WHAT WOULD HELP NOW:
In my own setting, I believe vocational and professional emphases in the communication curriculum ought to be gradually reduced in favor of the kinds of courses that are topical, well-focused, reflective, and dialogic and that grapple with issues of meaning and understanding and “knowledge-for-what.” Where skill-building is appropriate, as in speech or electronic media production, the material and methods should be introductory, expressive, and critical, aimed at cultivating conscientized, media literate, empowered persons—with detail and imitation of “professional” practices relegated to the on-site internship. The critical and interpretive turns that can be accomodated by Sense-Making are not aimed at “preparing students for entry-level jobs” in communication vocations.
PROJECT ABSTRACT:
This paper suggests that teachers adopt and adapt Sense-Making methodology for both theoretical and practical courses that involve interpretation and/or production of “texts.” Texts may be understood loosely as encompassing a wide range of communication phenomena, including conversations, speeches, videos, and assigned readings.
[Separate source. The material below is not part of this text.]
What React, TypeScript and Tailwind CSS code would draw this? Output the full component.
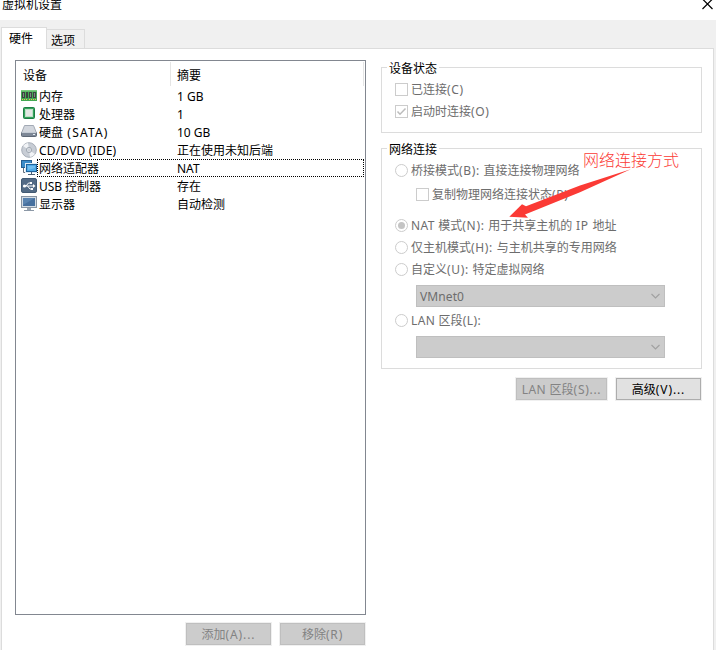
import type { ReactNode } from "react";

function MemoryIcon() {
  return (
    <svg width="16" height="16" viewBox="0 0 16 16">
      <rect x="0" y="2" width="16" height="11" fill="#43a852" />
      <rect x="0" y="2" width="16" height="1.500" fill="#7ccb80" />
      <path d="M1 4h3v6H1zM5 4h2v6H5zM8 4h3v6H8zM12 4h3v6h-3z" fill="#3b4440" />
      <path d="M2 5h1v4H2zM9 5h1v4H9zM13 5h1v4h-1z" fill="#7d8a82" />
      <path d="M1 11.500h6M8 11.500h7" stroke="#e5c558" strokeDasharray="1 1" />
    </svg>
  );
}

function CpuIcon() {
  return (
    <svg width="16" height="16" viewBox="0 0 16 16">
      <rect x="2.500" y="1.500" width="11" height="11" rx="1" fill="#35a15c" stroke="#1d7f43" />
      <rect x="4.500" y="3.500" width="7" height="7" fill="#e4e8e4" stroke="#bde0c5" />
    </svg>
  );
}

function DiskIcon() {
  return (
    <svg width="16" height="16" viewBox="0 0 16 16">
      <path d="M3.500 1.500h9L15.500 9h-15z" fill="#d2d6dd" stroke="#a2a9b4" />
      <rect x="0.500" y="8.500" width="15" height="4" rx="1" fill="#7d8796" stroke="#5d6775" />
      <path d="M1 8.500h14" stroke="#c4cbd4" />
      <path d="M12 10.500h2" stroke="#e5edf5" />
    </svg>
  );
}

function DiscIcon() {
  return (
    <svg width="16" height="16" viewBox="0 0 16 16">
      <circle cx="8" cy="8" r="7.300" fill="#c8cdd5" stroke="#a7aeb8" />
      <path d="M8 8L2 4a7 7 0 0 1 5-3zM8 8l6 4a7 7 0 0 1-5 3z" fill="#f1f3f6" />
      <circle cx="8" cy="8" r="2.600" fill="#e9edf2" stroke="#929aa5" strokeWidth=".8" />
      <circle cx="8" cy="8" r="1.100" fill="#fff" stroke="#8b939e" strokeWidth=".5" />
    </svg>
  );
}

function NetworkIcon() {
  return (
    <svg width="16" height="16" viewBox="0 0 16 16">
      <path d="M2.500 7v5.500H6" fill="none" stroke="#65717f" />
      <rect x="0.500" y="0.500" width="10" height="7" fill="#3b8cc9" stroke="#245f91" />
      <rect x="4.500" y="3.500" width="11" height="9" fill="#fff" stroke="#dcebf6" />
      <rect x="5.500" y="4.500" width="10" height="7" fill="#4ea9e6" stroke="#1f639b" />
      <path d="M7 6h7v2L7 10z" fill="#72bff0" />
      <path d="M10.500 12v2M7 14.500h7" stroke="#4c6075" />
    </svg>
  );
}

function UsbIcon() {
  return (
    <svg width="16" height="16" viewBox="0 0 16 16">
      <rect x="0.500" y="0.500" width="15" height="14" rx="1.500" fill="#536b86" stroke="#425a74" />
      <path d="M3 8h10M5 8l2.500-3H9M6.500 8L9 11h1.500" fill="none" stroke="#fff" />
      <circle cx="3.500" cy="8" r="1.600" fill="#fff" />
      <path d="M12 6l2.500 2L12 10zM9 4h2v2H9zM10 10h2v2h-2z" fill="#fff" />
    </svg>
  );
}

function DisplayIcon() {
  return (
    <svg width="16" height="16" viewBox="0 0 16 16">
      <rect x="0.500" y="0.500" width="15" height="11" fill="#d4dce5" stroke="#8894a2" />
      <rect x="2" y="2" width="12" height="8" fill="#466f9e" />
      <path d="M2 2h12L2 9z" fill="#5983b0" />
      <path d="M6 12h4v2H6z" fill="#9aa5b2" />
      <path d="M3 14.500h10" stroke="#8c98a6" />
    </svg>
  );
}

/** Latin run inside a Chinese label. */
function L({ children, track = "tracking-[0.65px]" }: { children: ReactNode; track?: string }) {
  return <span className={track}>{children}</span>;
}

const devices: { icon: ReactNode; name: ReactNode; summary: string; selected?: boolean }[] = [
  { icon: <MemoryIcon />, name: "内存", summary: "1 GB" },
  { icon: <CpuIcon />, name: "处理器", summary: "1" },
  { icon: <DiskIcon />, name: <>硬盘<L track="tracking-[1.2px]"> (SATA)</L></>, summary: "10 GB" },
  { icon: <DiscIcon />, name: <L track="tracking-[0.18px]">CD/DVD (IDE)</L>, summary: "正在使用未知后端" },
  { icon: <NetworkIcon />, name: "网络适配器", summary: "NAT", selected: true },
  { icon: <UsbIcon />, name: <><L track="tracking-[-0.1px]">USB </L>控制器</>, summary: "存在" },
  { icon: <DisplayIcon />, name: "显示器", summary: "自动检测" },
];

function Check({ checked = false }: { checked?: boolean }) {
  return (
    <span className="flex h-[13px] w-[13px] shrink-0 items-center justify-center border border-[#cccccc] bg-white">
      {checked && (
        <svg width="11" height="11" viewBox="0 0 11 11">
          <path d="M1.500 5.500l2.500 2.700L9.500 2.500" fill="none" stroke="#bcbcbc" strokeWidth="1.500" />
        </svg>
      )}
    </span>
  );
}

function Radio({ checked = false }: { checked?: boolean }) {
  return (
    <span className="flex h-[13px] w-[13px] shrink-0 items-center justify-center rounded-full border border-[#cccccc] bg-white">
      {checked && <span className="h-[7px] w-[7px] rounded-full bg-[#c4c4c4]" />}
    </span>
  );
}

function Option({ control, children }: { control: ReactNode; children: ReactNode }) {
  return (
    <div className="flex h-[22px] items-center gap-[3px] text-[#6d6d6d]">
      {control}
      <span className="pt-[2px]">{children}</span>
    </div>
  );
}

function Combo({ children }: { children?: ReactNode }) {
  return (
    <div className="ml-[21px] flex h-[22px] w-[249px] items-center justify-between border border-[#bfbfbf] bg-[#cccccc] pr-1 pl-[3px] text-[#6d6d6d]">
      <span className="pt-px">{children}</span>
      <svg width="9" height="6" viewBox="0 0 9 6">
        <path d="M0.500 1l4 4 4-4" fill="none" stroke="#a0a0a0" strokeWidth="1.100" />
      </svg>
    </div>
  );
}

function Group({ title, className, children }: { title: string; className: string; children: ReactNode }) {
  return (
    <section className={`w-[321px] border border-[#dcdcdc] pl-[13px] ${className}`}>
      <h2 className="-mt-[9px] -ml-[8px] h-[19px] w-[52px] bg-white px-[2px] leading-[20px] text-black">{title}</h2>
      {children}
    </section>
  );
}

function Button({ width, enabled = false, children }: { width: string; enabled?: boolean; children: ReactNode }) {
  return (
    <button
      className={`${width} h-[22px] border leading-[22px] outline-1 outline-[#f0f0f0] ${
        enabled ? "border-[#adadad] bg-[#e1e1e1] text-black" : "border-[#bfbfbf] bg-[#cccccc] text-[#838383]"
      }`}
    >
      {children}
    </button>
  );
}

function Arrow() {
  return (
    <svg className="absolute top-[165px] left-[505px]" width="130" height="56" viewBox="505 165 130 56">
      <path
        d="M509.300 216.700L522 204.300l4 2L580 185.500 630.700 169.300 580 192.300 525 214.500l3 3.200z"
        fill="#fb3a35"
      />
    </svg>
  );
}

export default function App() {
  return (
    <main className="relative flex h-[650px] w-[716px] flex-col overflow-hidden bg-[#f0f0f0] font-['Noto_Sans','Noto_Sans_CJK_SC',sans-serif] text-[12px] text-black">
      <header className="flex h-5 shrink-0 justify-between bg-white pl-[2px]">
        <h1 className="-mt-[4px] leading-[18px]">虚拟机设置</h1>
        <svg className="mr-[3px]" width="11" height="10" viewBox="0 0 11 10">
          <path d="M0.500-1l10 10M10.500-1l-10 10" stroke="#000" strokeWidth="1.200" />
        </svg>
      </header>

      <nav className="flex h-7 shrink-0 items-end pl-px">
        <span className="z-10 -mb-px h-[22px] w-[46px] border border-b-0 border-[#dcdcdc] bg-white pl-[7px] leading-[21px]">硬件</span>
        <span className="h-[19px] w-[38px] border-t border-r border-[#dcdcdc] pl-[4px] leading-[21px]">选项</span>
      </nav>

      <div className="ml-px flex h-[602px] w-[713px] shrink-0 border border-b-0 border-[#dcdcdc] bg-white pt-[11px] pl-[13px]">
        <div className="w-[351px]">
          <div className="h-[555px] border border-[#828790]">
            <div className="flex h-[26px] pt-px">
              <span className="h-[24px] w-[155px] border-r border-[#e5e5e5] pl-[7px] leading-[27px]">设备</span>
              <span className="h-[24px] w-[193px] border-r border-[#e5e5e5] pl-[6px] leading-[27px]">摘要</span>
            </div>
            {devices.map((d, i) => (
              <div key={i} className="flex h-[18px] items-center pl-[5px]">
                <span className="h-4 w-4">{d.icon}</span>
                <div
                  className={`flex h-[18px] w-[327px] border border-dotted leading-[17px] ${
                    d.selected ? "border-black" : "border-transparent"
                  }`}
                >
                  <span className="w-[139px] pl-px">{d.name}</span>
                  <span>{d.summary}</span>
                </div>
              </div>
            ))}
          </div>
          <div className="mt-2 mr-px flex justify-end gap-[9px]">
            <Button width="w-[85px]">添加<L track="tracking-[0.9px]">(A)...</L></Button>
            <Button width="w-[85px]">移除<L track="tracking-[0.8px]">(R)</L></Button>
          </div>
        </div>

        <div className="ml-[15px] w-[321px] pt-[7px]">
          <Group title="设备状态" className="h-[66px]">
            <Option control={<Check />}>已连接<L>(C)</L></Option>
            <Option control={<Check checked />}>启动时连接<L>(O)</L></Option>
          </Group>

          <Group title="网络连接" className="mt-[15px] h-[221px]">
            <Option control={<Radio />}>桥接模式<L>(B): </L>直接连接物理网络</Option>
            <div className="mt-[2px] ml-[21px]">
              <Option control={<Check />}>复制物理网络连接状态<L>(P)</L></Option>
            </div>
            <div className="mt-[9px]">
              <Option control={<Radio checked />}><L track="tracking-[0.4px]">NAT </L>模式<L>(N): </L>用于共享主机的<L> IP </L>地址</Option>
              <Option control={<Radio />}>仅主机模式<L>(H): </L>与主机共享的专用网络</Option>
              <Option control={<Radio />}>自定义<L>(U): </L>特定虚拟网络</Option>
            </div>
            <div className="mt-[5px]"><Combo><L track="tracking-[0.1px]">VMnet0</L></Combo></div>
            <div className="mt-[2px]"><Option control={<Radio />}><L track="tracking-[0.35px]">LAN </L>区段<L track="tracking-[0.5px]">(L):</L></Option></div>
            <div className="mt-[5px]"><Combo /></div>
          </Group>

          <div className="mt-[9px] mr-px flex justify-end gap-[9px]">
            <Button width="w-[91px]"><L track="tracking-[0.4px]">LAN </L>区段<L track="tracking-[0.7px]">(S)...</L></Button>
            <Button width="w-[85px]" enabled>高级<L track="tracking-[0.9px]">(V)...</L></Button>
          </div>
        </div>
      </div>

      <Arrow />
      <p className="absolute top-[149px] left-[583px] text-[16px] leading-[22px] font-light text-[#fb3a35]">网络连接方式</p>
    </main>
  );
}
Activities structured with a Sense-Making inspiration can fulfill the goals of critical pedagogy and the active learning and media literacy movements. Examples of worksheets and other instruments that have been used in class will be presented.
REFERENCES:
(For references to works by Dervin and colleagues, see Dervin’s writings: Chronological listing.)
Dewey, J. (1938). Experience and education. New York: Macmillan.
Freire, P. (1989). Pedagogy of the oppressed (Original work published in 1968.) New York: Continuum.
Lynd, R. S. (1970). Knowledge for what? The place of social science in American culture. Princeton, NJ: Princeton University. (Original work published in 1939.)
MacLaren, P., & Lankshear, C. (1994). Politics of liberation: Paths from Freire. New York: Routledge.
Rogers, J. (1989). Adults learning, (3rd ed.). Philadelphia, PA: Open University.